◆ **COLLECTED MATERIAL**:

•••••

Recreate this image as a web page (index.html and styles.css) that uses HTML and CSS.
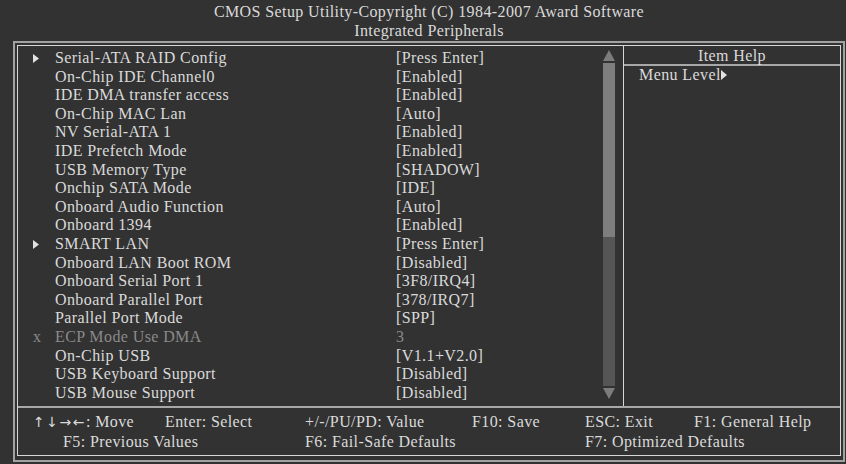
FILE: index.html
```html
<!DOCTYPE html>
<html>
<head>
    <title>CMOS Setup Utility - Integrated Peripherals</title>
    <link rel="stylesheet" href="styles.css">
</head>
<body>
    <div class="title">
        <div>CMOS Setup Utility-Copyright (C) 1984-2007 Award Software</div>
        <div>Integrated Peripherals</div>
    </div>

    <div class="frame">
        <div class="inner">
            <div class="main">
                <div class="list">
                    <ul class="items">
                        <li class="row"><span class="mark"><svg width="6" height="9" viewBox="0 0 6 9"><polygon points="0,0 6,4.5 0,9" fill="#e2e2e2"/></svg></span><span>Serial-ATA RAID Config</span><span>[Press Enter]</span></li>
                        <li class="row"><span class="mark"></span><span>On-Chip IDE Channel0</span><span>[Enabled]</span></li>
                        <li class="row"><span class="mark"></span><span>IDE DMA transfer access</span><span>[Enabled]</span></li>
                        <li class="row"><span class="mark"></span><span>On-Chip MAC Lan</span><span>[Auto]</span></li>
                        <li class="row"><span class="mark"></span><span>NV Serial-ATA 1</span><span>[Enabled]</span></li>
                        <li class="row"><span class="mark"></span><span>IDE Prefetch Mode</span><span>[Enabled]</span></li>
                        <li class="row"><span class="mark"></span><span>USB Memory Type</span><span>[SHADOW]</span></li>
                        <li class="row"><span class="mark"></span><span>Onchip SATA Mode</span><span>[IDE]</span></li>
                        <li class="row"><span class="mark"></span><span>Onboard Audio Function</span><span>[Auto]</span></li>
                        <li class="row"><span class="mark"></span><span>Onboard 1394</span><span>[Enabled]</span></li>
                        <li class="row"><span class="mark"><svg width="6" height="9" viewBox="0 0 6 9"><polygon points="0,0 6,4.5 0,9" fill="#e2e2e2"/></svg></span><span>SMART LAN</span><span>[Press Enter]</span></li>
                        <li class="row"><span class="mark"></span><span>Onboard LAN Boot ROM</span><span>[Disabled]</span></li>
                        <li class="row"><span class="mark"></span><span>Onboard Serial Port 1</span><span>[3F8/IRQ4]</span></li>
                        <li class="row"><span class="mark"></span><span>Onboard Parallel Port</span><span>[378/IRQ7]</span></li>
                        <li class="row"><span class="mark"></span><span>Parallel Port Mode</span><span>[SPP]</span></li>
                        <li class="row off"><span class="mark">x</span><span>ECP Mode Use DMA</span><span>3</span></li>
                        <li class="row"><span class="mark"></span><span>On-Chip USB</span><span>[V1.1+V2.0]</span></li>
                        <li class="row"><span class="mark"></span><span>USB Keyboard Support</span><span>[Disabled]</span></li>
                        <li class="row"><span class="mark"></span><span>USB Mouse Support</span><span>[Disabled]</span></li>
                    </ul>
                    <div class="scrollbar">
                        <svg class="arrow" width="12" height="11" viewBox="0 0 12 11"><polygon points="6,0 12,11 0,11" fill="#7c7c7c"/></svg>
                        <div class="track"><div class="thumb"></div></div>
                        <svg class="arrow" width="12" height="11" viewBox="0 0 12 11"><polygon points="0,0 12,0 6,11" fill="#7c7c7c"/></svg>
                    </div>
                </div>
                <div class="help">
                    <div class="help-title">Item Help</div>
                    <div class="help-body">Menu Level<svg width="6" height="10" viewBox="0 0 6 10"><polygon points="0,0 6,5 0,10" fill="#e2e2e2"/></svg></div>
                </div>
            </div>
            <div class="footer">
                <span><span class="keys">↑↓→←</span>: Move</span>
                <span>Enter: Select</span>
                <span>+/-/PU/PD: Value</span>
                <span>F10: Save</span>
                <span>ESC: Exit</span>
                <span>F1: General Help</span>
                <span class="f5">F5: Previous Values</span>
                <span class="wide">F6: Fail-Safe Defaults</span>
                <span class="wide">F7: Optimized Defaults</span>
            </div>
        </div>
    </div>
</body>
</html>
```

FILE: styles.css
```css
body {
    margin: 0;
    background-color: #323232;
    color: #dadada;
    font-family: "Liberation Serif", "Times New Roman", serif;
    font-size: 16px;
    letter-spacing: 0.4px;
}

.title {
    margin-left: 13px;
    width: 832px;
    height: 41px;
    padding-top: 2px;
    box-sizing: border-box;
    text-align: center;
    line-height: 19px;
}

.frame {
    margin-left: 13px;
    width: 832px;
    border: 2px solid #a2a2a2;
    padding: 2px 2px 4px;
    box-sizing: border-box;
}

.inner {
    border: 1px solid #d6d6d6;
}

.main {
    display: flex;
    height: 360px;
}

.list {
    flex: 1;
    display: flex;
    border-right: 1px solid #d6d6d6;
}

.items {
    flex: 1;
    list-style: none;
    margin: 0;
    padding: 3px 0 0 15px;
}

.row {
    display: grid;
    grid-template-columns: 22px 341px 1fr;
    line-height: 18.6px;
    white-space: nowrap;
}

.mark {
    display: flex;
    align-items: center;
}

.off {
    color: #8a8a8a;
}

.scrollbar {
    width: 12px;
    margin: 4px 8px 0 0;
    display: flex;
    flex-direction: column;
    height: 349px;
}

.arrow {
    display: block;
}

.track {
    flex: 1;
    margin: 2px 0;
    background-color: #555555;
}

.thumb {
    height: 174px;
    background-color: #7e7e7e;
}

.help {
    width: 216px;
}

.help-title {
    text-align: center;
    line-height: 16px;
    padding-top: 2px;
    border-bottom: 2px solid #a8a8a8;
}

.help-body {
    padding-left: 15px;
    line-height: 18.6px;
}

.footer {
    border-top: 2px solid #a8a8a8;
    padding: 4px 0 3px 15px;
    display: grid;
    grid-template-columns: 132px 140px 167px 113px 109px 1fr;
    line-height: 20px;
    white-space: nowrap;
}

.keys {
    font-family: "DejaVu Sans", sans-serif;
    font-size: 14px;
    letter-spacing: 1.5px;
}

.f5 {
    grid-column: span 2;
    padding-left: 30px;
}

.wide {
    grid-column: span 2;
}
```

•••••

◆ **WHAT IS EXPECTED**:
Go through the listing above and write it out again exactly, dropping the pictures.

◆ **COMPLETE ANSWER**:
Recreate this image as a web page (index.html and styles.css) that uses HTML and CSS.
FILE: index.html
```html
<!DOCTYPE html>
<html>
<head>
    <title>CMOS Setup Utility - Integrated Peripherals</title>
    <link rel="stylesheet" href="styles.css">
</head>
<body>
    <div class="title">
        <div>CMOS Setup Utility-Copyright (C) 1984-2007 Award Software</div>
        <div>Integrated Peripherals</div>
    </div>

    <div class="frame">
        <div class="inner">
            <div class="main">
                <div class="list">
                    <ul class="items">
                        <li class="row"><span class="mark"><svg width="6" height="9" viewBox="0 0 6 9"><polygon points="0,0 6,4.5 0,9" fill="#e2e2e2"/></svg></span><span>Serial-ATA RAID Config</span><span>[Press Enter]</span></li>
                        <li class="row"><span class="mark"></span><span>On-Chip IDE Channel0</span><span>[Enabled]</span></li>
                        <li class="row"><span class="mark"></span><span>IDE DMA transfer access</span><span>[Enabled]</span></li>
                        <li class="row"><span class="mark"></span><span>On-Chip MAC Lan</span><span>[Auto]</span></li>
                        <li class="row"><span class="mark"></span><span>NV Serial-ATA 1</span><span>[Enabled]</span></li>
                        <li class="row"><span class="mark"></span><span>IDE Prefetch Mode</span><span>[Enabled]</span></li>
                        <li class="row"><span class="mark"></span><span>USB Memory Type</span><span>[SHADOW]</span></li>
                        <li class="row"><span class="mark"></span><span>Onchip SATA Mode</span><span>[IDE]</span></li>
                        <li class="row"><span class="mark"></span><span>Onboard Audio Function</span><span>[Auto]</span></li>
                        <li class="row"><span class="mark"></span><span>Onboard 1394</span><span>[Enabled]</span></li>
                        <li class="row"><span class="mark"><svg width="6" height="9" viewBox="0 0 6 9"><polygon points="0,0 6,4.5 0,9" fill="#e2e2e2"/></svg></span><span>SMART LAN</span><span>[Press Enter]</span></li>
                        <li class="row"><span class="mark"></span><span>Onboard LAN Boot ROM</span><span>[Disabled]</span></li>
                        <li class="row"><span class="mark"></span><span>Onboard Serial Port 1</span><span>[3F8/IRQ4]</span></li>
                        <li class="row"><span class="mark"></span><span>Onboard Parallel Port</span><span>[378/IRQ7]</span></li>
                        <li class="row"><span class="mark"></span><span>Parallel Port Mode</span><span>[SPP]</span></li>
                        <li class="row off"><span class="mark">x</span><span>ECP Mode Use DMA</span><span>3</span></li>
                        <li class="row"><span class="mark"></span><span>On-Chip USB</span><span>[V1.1+V2.0]</span></li>
                        <li class="row"><span class="mark"></span><span>USB Keyboard Support</span><span>[Disabled]</span></li>
                        <li class="row"><span class="mark"></span><span>USB Mouse Support</span><span>[Disabled]</span></li>
                    </ul>
                    <div class="scrollbar">
                        <svg class="arrow" width="12" height="11" viewBox="0 0 12 11"><polygon points="6,0 12,11 0,11" fill="#7c7c7c"/></svg>
                        <div class="track"><div class="thumb"></div></div>
                        <svg class="arrow" width="12" height="11" viewBox="0 0 12 11"><polygon points="0,0 12,0 6,11" fill="#7c7c7c"/></svg>
                    </div>
                </div>
                <div class="help">
                    <div class="help-title">Item Help</div>
                    <div class="help-body">Menu Level<svg width="6" height="10" viewBox="0 0 6 10"><polygon points="0,0 6,5 0,10" fill="#e2e2e2"/></svg></div>
                </div>
            </div>
            <div class="footer">
                <span><span class="keys">↑↓→←</span>: Move</span>
                <span>Enter: Select</span>
                <span>+/-/PU/PD: Value</span>
                <span>F10: Save</span>
                <span>ESC: Exit</span>
                <span>F1: General Help</span>
                <span class="f5">F5: Previous Values</span>
                <span class="wide">F6: Fail-Safe Defaults</span>
                <span class="wide">F7: Optimized Defaults</span>
            </div>
        </div>
    </div>
</body>
</html>
```

FILE: styles.css
```css
body {
    margin: 0;
    background-color: #323232;
    color: #dadada;
    font-family: "Liberation Serif", "Times New Roman", serif;
    font-size: 16px;
    letter-spacing: 0.4px;
}

.title {
    margin-left: 13px;
    width: 832px;
    height: 41px;
    padding-top: 2px;
    box-sizing: border-box;
    text-align: center;
    line-height: 19px;
}

.frame {
    margin-left: 13px;
    width: 832px;
    border: 2px solid #a2a2a2;
    padding: 2px 2px 4px;
    box-sizing: border-box;
}

.inner {
    border: 1px solid #d6d6d6;
}

.main {
    display: flex;
    height: 360px;
}

.list {
    flex: 1;
    display: flex;
    border-right: 1px solid #d6d6d6;
}

.items {
    flex: 1;
    list-style: none;
    margin: 0;
    padding: 3px 0 0 15px;
}

.row {
    display: grid;
    grid-template-columns: 22px 341px 1fr;
    line-height: 18.6px;
    white-space: nowrap;
}

.mark {
    display: flex;
    align-items: center;
}

.off {
    color: #8a8a8a;
}

.scrollbar {
    width: 12px;
    margin: 4px 8px 0 0;
    display: flex;
    flex-direction: column;
    height: 349px;
}

.arrow {
    display: block;
}

.track {
    flex: 1;
    margin: 2px 0;
    background-color: #555555;
}

.thumb {
    height: 174px;
    background-color: #7e7e7e;
}

.help {
    width: 216px;
}

.help-title {
    text-align: center;
    line-height: 16px;
    padding-top: 2px;
    border-bottom: 2px solid #a8a8a8;
}

.help-body {
    padding-left: 15px;
    line-height: 18.6px;
}

.footer {
    border-top: 2px solid #a8a8a8;
    padding: 4px 0 3px 15px;
    display: grid;
    grid-template-columns: 132px 140px 167px 113px 109px 1fr;
    line-height: 20px;
    white-space: nowrap;
}

.keys {
    font-family: "DejaVu Sans", sans-serif;
    font-size: 14px;
    letter-spacing: 1.5px;
}

.f5 {
    grid-column: span 2;
    padding-left: 30px;
}

.wide {
    grid-column: span 2;
}
```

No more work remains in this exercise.